As a whole, Mystery Street stumbles more than once, and its plotting is alternately turgid and incredibly clever — the audience knows much more than the detectives right from the beginning, and the film is littered with clues that create suspense as the audience wonders when, or if, they'll be found. Interestingly, not all of them are, and some of the best scenes are the ones in which Sturges places Morales tantalizingly close to important information, only to have him pass over it again and again — not because he's dull or dim-witted, but because that's the way things go sometimes, and some clues are only obvious to movie audiences conditioned by years of detective thrillers.
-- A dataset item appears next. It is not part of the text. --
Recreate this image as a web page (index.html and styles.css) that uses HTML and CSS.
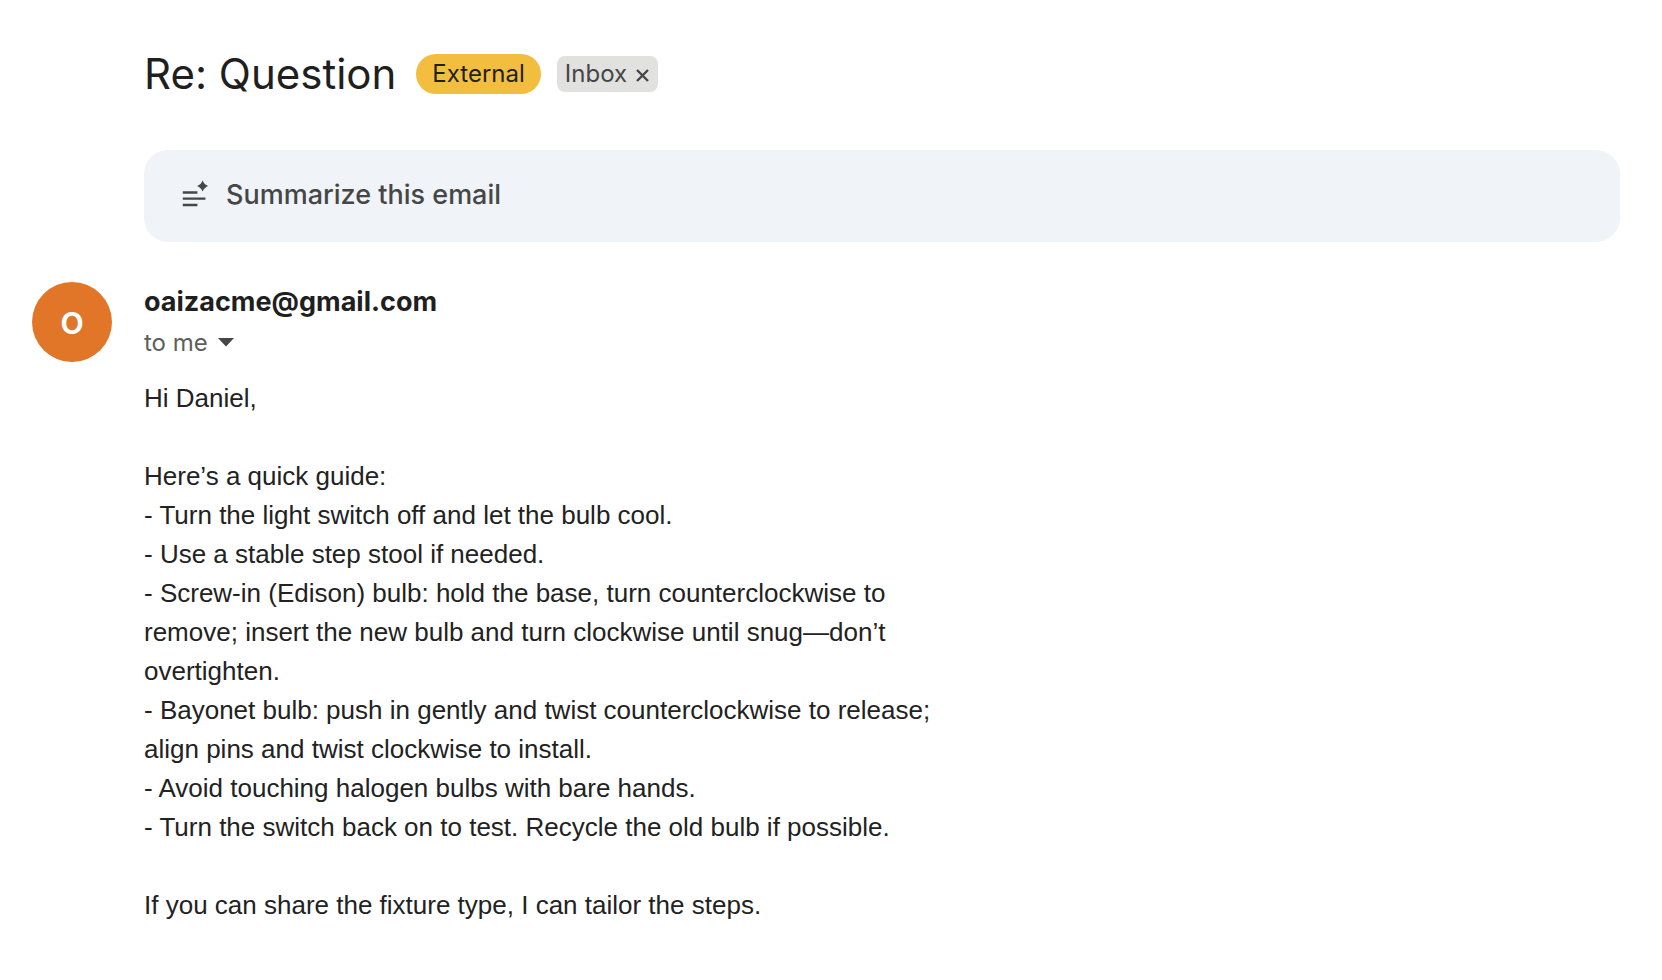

Not everything works quite as well, and there are many moments when one wishes for another bit of diverting business with Lanchester or Ryan rather than the weepy melodrama of the young couple torn apart, or another tired pseudo-scientific detection routine. But on the whole, Mystery Street remains compelling and interesting even as the films and TV shows it inspired are still trying to endlessly revisit and reinvent its formula over fifty years later.